What this task involves: Give every entry again, unchanged, and leave its images out.
===== Supplied data =====
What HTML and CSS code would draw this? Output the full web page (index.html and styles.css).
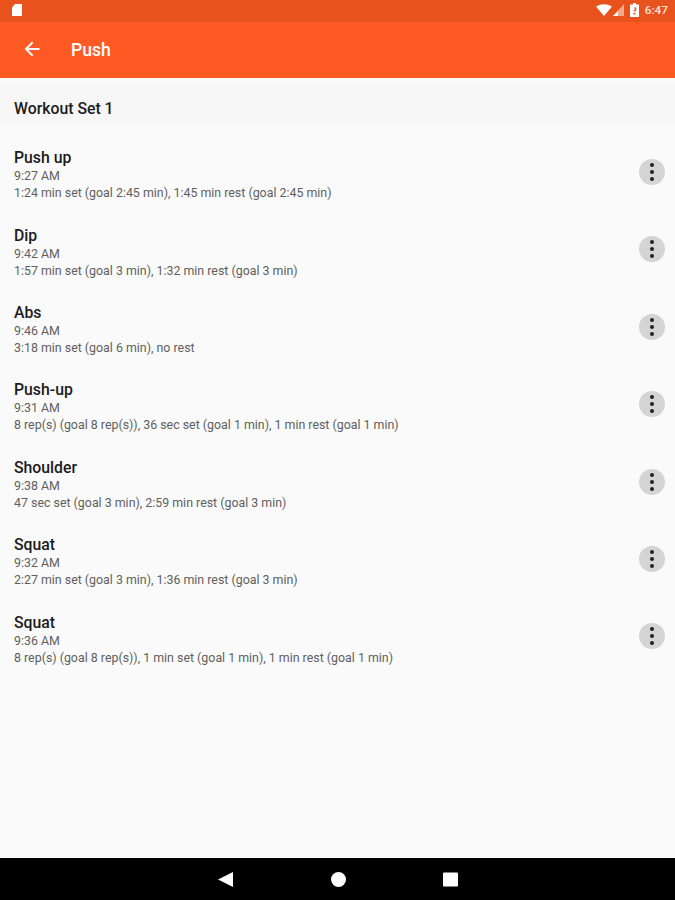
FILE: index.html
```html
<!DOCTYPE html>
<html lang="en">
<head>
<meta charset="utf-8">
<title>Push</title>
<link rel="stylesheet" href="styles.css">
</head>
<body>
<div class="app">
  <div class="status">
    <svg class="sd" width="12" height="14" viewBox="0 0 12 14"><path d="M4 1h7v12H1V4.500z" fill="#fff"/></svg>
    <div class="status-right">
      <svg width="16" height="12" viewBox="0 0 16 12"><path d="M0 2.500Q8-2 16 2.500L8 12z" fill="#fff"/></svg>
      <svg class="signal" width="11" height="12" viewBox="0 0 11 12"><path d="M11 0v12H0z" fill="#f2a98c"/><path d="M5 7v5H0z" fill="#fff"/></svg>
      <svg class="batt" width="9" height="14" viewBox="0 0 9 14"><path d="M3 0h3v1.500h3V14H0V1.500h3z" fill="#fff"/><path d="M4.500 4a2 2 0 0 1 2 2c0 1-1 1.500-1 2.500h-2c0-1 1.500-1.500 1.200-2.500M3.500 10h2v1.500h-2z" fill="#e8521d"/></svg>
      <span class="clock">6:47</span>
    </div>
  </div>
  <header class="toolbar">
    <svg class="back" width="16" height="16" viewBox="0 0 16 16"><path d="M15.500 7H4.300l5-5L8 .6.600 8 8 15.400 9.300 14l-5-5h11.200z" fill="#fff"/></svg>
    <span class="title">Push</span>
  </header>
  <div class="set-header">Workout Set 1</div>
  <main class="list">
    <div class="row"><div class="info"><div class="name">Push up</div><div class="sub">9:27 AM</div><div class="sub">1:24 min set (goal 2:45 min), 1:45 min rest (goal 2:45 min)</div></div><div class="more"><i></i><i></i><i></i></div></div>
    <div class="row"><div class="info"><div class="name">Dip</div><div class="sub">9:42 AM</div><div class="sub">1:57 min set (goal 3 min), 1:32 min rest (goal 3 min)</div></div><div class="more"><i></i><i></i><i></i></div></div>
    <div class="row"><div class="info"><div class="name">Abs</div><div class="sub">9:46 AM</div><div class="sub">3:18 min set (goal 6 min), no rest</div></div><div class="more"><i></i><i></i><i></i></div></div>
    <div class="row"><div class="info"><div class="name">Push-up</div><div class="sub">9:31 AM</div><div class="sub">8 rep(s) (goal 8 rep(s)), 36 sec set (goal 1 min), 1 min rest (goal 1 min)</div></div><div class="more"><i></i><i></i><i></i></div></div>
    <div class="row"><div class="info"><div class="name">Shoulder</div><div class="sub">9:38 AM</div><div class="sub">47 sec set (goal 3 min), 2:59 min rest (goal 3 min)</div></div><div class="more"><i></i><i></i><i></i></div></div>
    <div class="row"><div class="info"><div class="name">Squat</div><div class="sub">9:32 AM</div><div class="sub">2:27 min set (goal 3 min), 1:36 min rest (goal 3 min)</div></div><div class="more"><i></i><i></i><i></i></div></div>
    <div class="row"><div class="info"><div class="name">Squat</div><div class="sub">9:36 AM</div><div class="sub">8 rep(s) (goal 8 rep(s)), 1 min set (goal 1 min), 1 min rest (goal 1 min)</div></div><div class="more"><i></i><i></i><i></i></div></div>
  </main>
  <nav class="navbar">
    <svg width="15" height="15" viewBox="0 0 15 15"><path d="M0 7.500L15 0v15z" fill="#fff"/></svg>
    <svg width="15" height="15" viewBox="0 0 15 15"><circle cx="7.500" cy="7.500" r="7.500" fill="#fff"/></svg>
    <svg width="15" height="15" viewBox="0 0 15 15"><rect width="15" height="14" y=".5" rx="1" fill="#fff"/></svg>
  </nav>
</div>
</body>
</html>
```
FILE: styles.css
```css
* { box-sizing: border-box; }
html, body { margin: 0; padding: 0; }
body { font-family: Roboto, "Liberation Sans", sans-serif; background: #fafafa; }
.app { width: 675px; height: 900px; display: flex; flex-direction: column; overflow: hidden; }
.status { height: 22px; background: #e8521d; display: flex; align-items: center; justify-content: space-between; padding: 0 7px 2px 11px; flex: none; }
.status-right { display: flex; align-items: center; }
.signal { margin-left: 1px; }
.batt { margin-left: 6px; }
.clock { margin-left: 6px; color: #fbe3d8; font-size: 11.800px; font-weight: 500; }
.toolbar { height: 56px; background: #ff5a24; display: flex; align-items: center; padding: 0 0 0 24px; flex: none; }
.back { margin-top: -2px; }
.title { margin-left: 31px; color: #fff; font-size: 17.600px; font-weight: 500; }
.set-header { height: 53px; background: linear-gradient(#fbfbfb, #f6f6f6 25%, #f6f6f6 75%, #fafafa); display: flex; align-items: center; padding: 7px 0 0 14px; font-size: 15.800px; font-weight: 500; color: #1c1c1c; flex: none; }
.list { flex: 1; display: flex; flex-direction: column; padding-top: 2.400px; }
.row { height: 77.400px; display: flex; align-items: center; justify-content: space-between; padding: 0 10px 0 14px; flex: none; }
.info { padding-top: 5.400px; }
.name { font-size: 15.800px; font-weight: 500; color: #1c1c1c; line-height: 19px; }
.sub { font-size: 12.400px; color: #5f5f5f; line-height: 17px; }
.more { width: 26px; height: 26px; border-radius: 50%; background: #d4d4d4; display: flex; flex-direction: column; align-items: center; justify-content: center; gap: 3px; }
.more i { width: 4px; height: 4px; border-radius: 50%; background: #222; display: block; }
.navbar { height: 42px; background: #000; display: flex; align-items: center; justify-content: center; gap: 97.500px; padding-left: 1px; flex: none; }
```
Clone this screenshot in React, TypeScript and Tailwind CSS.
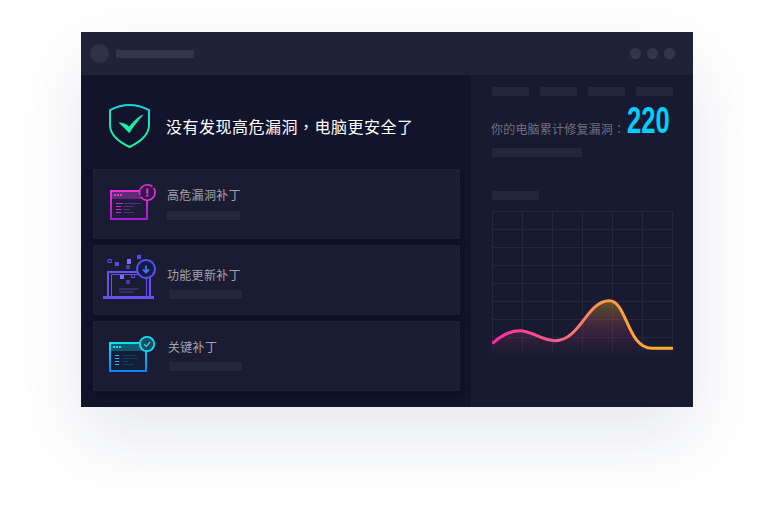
=====
The completed task:
What HTML and CSS code would draw this? Output the full web page (index.html and styles.css).
FILE: index.html
```html
<!DOCTYPE html>
<html lang="en">
<head>
<meta charset="utf-8">
<title>Push</title>
<link rel="stylesheet" href="styles.css">
</head>
<body>
<div class="app">
  <div class="status">
    <svg class="sd" width="12" height="14" viewBox="0 0 12 14"><path d="M4 1h7v12H1V4.500z" fill="#fff"/></svg>
    <div class="status-right">
      <svg width="16" height="12" viewBox="0 0 16 12"><path d="M0 2.500Q8-2 16 2.500L8 12z" fill="#fff"/></svg>
      <svg class="signal" width="11" height="12" viewBox="0 0 11 12"><path d="M11 0v12H0z" fill="#f2a98c"/><path d="M5 7v5H0z" fill="#fff"/></svg>
      <svg class="batt" width="9" height="14" viewBox="0 0 9 14"><path d="M3 0h3v1.500h3V14H0V1.500h3z" fill="#fff"/><path d="M4.500 4a2 2 0 0 1 2 2c0 1-1 1.500-1 2.500h-2c0-1 1.500-1.500 1.200-2.500M3.500 10h2v1.500h-2z" fill="#e8521d"/></svg>
      <span class="clock">6:47</span>
    </div>
  </div>
  <header class="toolbar">
    <svg class="back" width="16" height="16" viewBox="0 0 16 16"><path d="M15.500 7H4.300l5-5L8 .6.600 8 8 15.400 9.300 14l-5-5h11.200z" fill="#fff"/></svg>
    <span class="title">Push</span>
  </header>
  <div class="set-header">Workout Set 1</div>
  <main class="list">
    <div class="row"><div class="info"><div class="name">Push up</div><div class="sub">9:27 AM</div><div class="sub">1:24 min set (goal 2:45 min), 1:45 min rest (goal 2:45 min)</div></div><div class="more"><i></i><i></i><i></i></div></div>
    <div class="row"><div class="info"><div class="name">Dip</div><div class="sub">9:42 AM</div><div class="sub">1:57 min set (goal 3 min), 1:32 min rest (goal 3 min)</div></div><div class="more"><i></i><i></i><i></i></div></div>
    <div class="row"><div class="info"><div class="name">Abs</div><div class="sub">9:46 AM</div><div class="sub">3:18 min set (goal 6 min), no rest</div></div><div class="more"><i></i><i></i><i></i></div></div>
    <div class="row"><div class="info"><div class="name">Push-up</div><div class="sub">9:31 AM</div><div class="sub">8 rep(s) (goal 8 rep(s)), 36 sec set (goal 1 min), 1 min rest (goal 1 min)</div></div><div class="more"><i></i><i></i><i></i></div></div>
    <div class="row"><div class="info"><div class="name">Shoulder</div><div class="sub">9:38 AM</div><div class="sub">47 sec set (goal 3 min), 2:59 min rest (goal 3 min)</div></div><div class="more"><i></i><i></i><i></i></div></div>
    <div class="row"><div class="info"><div class="name">Squat</div><div class="sub">9:32 AM</div><div class="sub">2:27 min set (goal 3 min), 1:36 min rest (goal 3 min)</div></div><div class="more"><i></i><i></i><i></i></div></div>
    <div class="row"><div class="info"><div class="name">Squat</div><div class="sub">9:36 AM</div><div class="sub">8 rep(s) (goal 8 rep(s)), 1 min set (goal 1 min), 1 min rest (goal 1 min)</div></div><div class="more"><i></i><i></i><i></i></div></div>
  </main>
  <nav class="navbar">
    <svg width="15" height="15" viewBox="0 0 15 15"><path d="M0 7.500L15 0v15z" fill="#fff"/></svg>
    <svg width="15" height="15" viewBox="0 0 15 15"><circle cx="7.500" cy="7.500" r="7.500" fill="#fff"/></svg>
    <svg width="15" height="15" viewBox="0 0 15 15"><rect width="15" height="14" y=".5" rx="1" fill="#fff"/></svg>
  </nav>
</div>
</body>
</html>
```
FILE: styles.css
```css
* { box-sizing: border-box; }
html, body { margin: 0; padding: 0; }
body { font-family: Roboto, "Liberation Sans", sans-serif; background: #fafafa; }
.app { width: 675px; height: 900px; display: flex; flex-direction: column; overflow: hidden; }
.status { height: 22px; background: #e8521d; display: flex; align-items: center; justify-content: space-between; padding: 0 7px 2px 11px; flex: none; }
.status-right { display: flex; align-items: center; }
.signal { margin-left: 1px; }
.batt { margin-left: 6px; }
.clock { margin-left: 6px; color: #fbe3d8; font-size: 11.800px; font-weight: 500; }
.toolbar { height: 56px; background: #ff5a24; display: flex; align-items: center; padding: 0 0 0 24px; flex: none; }
.back { margin-top: -2px; }
.title { margin-left: 31px; color: #fff; font-size: 17.600px; font-weight: 500; }
.set-header { height: 53px; background: linear-gradient(#fbfbfb, #f6f6f6 25%, #f6f6f6 75%, #fafafa); display: flex; align-items: center; padding: 7px 0 0 14px; font-size: 15.800px; font-weight: 500; color: #1c1c1c; flex: none; }
.list { flex: 1; display: flex; flex-direction: column; padding-top: 2.400px; }
.row { height: 77.400px; display: flex; align-items: center; justify-content: space-between; padding: 0 10px 0 14px; flex: none; }
.info { padding-top: 5.400px; }
.name { font-size: 15.800px; font-weight: 500; color: #1c1c1c; line-height: 19px; }
.sub { font-size: 12.400px; color: #5f5f5f; line-height: 17px; }
.more { width: 26px; height: 26px; border-radius: 50%; background: #d4d4d4; display: flex; flex-direction: column; align-items: center; justify-content: center; gap: 3px; }
.more i { width: 4px; height: 4px; border-radius: 50%; background: #222; display: block; }
.navbar { height: 42px; background: #000; display: flex; align-items: center; justify-content: center; gap: 97.500px; padding-left: 1px; flex: none; }
```
Clone this screenshot in React, TypeScript and Tailwind CSS.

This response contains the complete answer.